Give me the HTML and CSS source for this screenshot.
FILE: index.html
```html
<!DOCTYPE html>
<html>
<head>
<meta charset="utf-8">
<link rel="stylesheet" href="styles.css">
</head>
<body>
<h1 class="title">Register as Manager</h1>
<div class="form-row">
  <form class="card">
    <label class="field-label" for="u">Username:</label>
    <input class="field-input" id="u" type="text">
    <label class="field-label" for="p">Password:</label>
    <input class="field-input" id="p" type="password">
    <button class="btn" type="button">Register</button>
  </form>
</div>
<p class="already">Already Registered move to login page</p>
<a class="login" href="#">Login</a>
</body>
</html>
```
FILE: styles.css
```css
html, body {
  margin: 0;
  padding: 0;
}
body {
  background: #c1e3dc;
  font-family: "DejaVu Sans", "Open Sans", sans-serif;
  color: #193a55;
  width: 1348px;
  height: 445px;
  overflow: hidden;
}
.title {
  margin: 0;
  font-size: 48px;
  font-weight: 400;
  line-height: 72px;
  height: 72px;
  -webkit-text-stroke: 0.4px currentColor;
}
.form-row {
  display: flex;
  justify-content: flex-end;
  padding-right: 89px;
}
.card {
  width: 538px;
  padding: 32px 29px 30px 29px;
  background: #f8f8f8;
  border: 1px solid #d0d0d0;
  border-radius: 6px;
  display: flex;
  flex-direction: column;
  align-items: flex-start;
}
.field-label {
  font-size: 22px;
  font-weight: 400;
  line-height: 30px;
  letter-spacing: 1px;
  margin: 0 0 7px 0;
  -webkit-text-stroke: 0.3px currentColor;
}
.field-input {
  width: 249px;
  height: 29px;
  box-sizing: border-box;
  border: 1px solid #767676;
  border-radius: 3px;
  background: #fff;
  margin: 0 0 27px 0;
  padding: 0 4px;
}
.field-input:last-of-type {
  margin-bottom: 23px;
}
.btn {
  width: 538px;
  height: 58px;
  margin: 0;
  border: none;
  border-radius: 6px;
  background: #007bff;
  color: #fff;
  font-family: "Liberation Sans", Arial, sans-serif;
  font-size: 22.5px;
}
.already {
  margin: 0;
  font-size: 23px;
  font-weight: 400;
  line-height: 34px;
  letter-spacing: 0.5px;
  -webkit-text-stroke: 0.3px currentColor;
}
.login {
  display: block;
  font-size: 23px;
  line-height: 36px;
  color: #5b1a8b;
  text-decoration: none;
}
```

- **WHAT TO DO**: Extract the full listing above without alteration.

- **OUTPUT FOR THIS EXERCISE**:
Give me the HTML and CSS source for this screenshot.
FILE: index.html
```html
<!DOCTYPE html>
<html>
<head>
<meta charset="utf-8">
<link rel="stylesheet" href="styles.css">
</head>
<body>
<h1 class="title">Register as Manager</h1>
<div class="form-row">
  <form class="card">
    <label class="field-label" for="u">Username:</label>
    <input class="field-input" id="u" type="text">
    <label class="field-label" for="p">Password:</label>
    <input class="field-input" id="p" type="password">
    <button class="btn" type="button">Register</button>
  </form>
</div>
<p class="already">Already Registered move to login page</p>
<a class="login" href="#">Login</a>
</body>
</html>
```
FILE: styles.css
```css
html, body {
  margin: 0;
  padding: 0;
}
body {
  background: #c1e3dc;
  font-family: "DejaVu Sans", "Open Sans", sans-serif;
  color: #193a55;
  width: 1348px;
  height: 445px;
  overflow: hidden;
}
.title {
  margin: 0;
  font-size: 48px;
  font-weight: 400;
  line-height: 72px;
  height: 72px;
  -webkit-text-stroke: 0.4px currentColor;
}
.form-row {
  display: flex;
  justify-content: flex-end;
  padding-right: 89px;
}
.card {
  width: 538px;
  padding: 32px 29px 30px 29px;
  background: #f8f8f8;
  border: 1px solid #d0d0d0;
  border-radius: 6px;
  display: flex;
  flex-direction: column;
  align-items: flex-start;
}
.field-label {
  font-size: 22px;
  font-weight: 400;
  line-height: 30px;
  letter-spacing: 1px;
  margin: 0 0 7px 0;
  -webkit-text-stroke: 0.3px currentColor;
}
.field-input {
  width: 249px;
  height: 29px;
  box-sizing: border-box;
  border: 1px solid #767676;
  border-radius: 3px;
  background: #fff;
  margin: 0 0 27px 0;
  padding: 0 4px;
}
.field-input:last-of-type {
  margin-bottom: 23px;
}
.btn {
  width: 538px;
  height: 58px;
  margin: 0;
  border: none;
  border-radius: 6px;
  background: #007bff;
  color: #fff;
  font-family: "Liberation Sans", Arial, sans-serif;
  font-size: 22.5px;
}
.already {
  margin: 0;
  font-size: 23px;
  font-weight: 400;
  line-height: 34px;
  letter-spacing: 0.5px;
  -webkit-text-stroke: 0.3px currentColor;
}
.login {
  display: block;
  font-size: 23px;
  line-height: 36px;
  color: #5b1a8b;
  text-decoration: none;
}
```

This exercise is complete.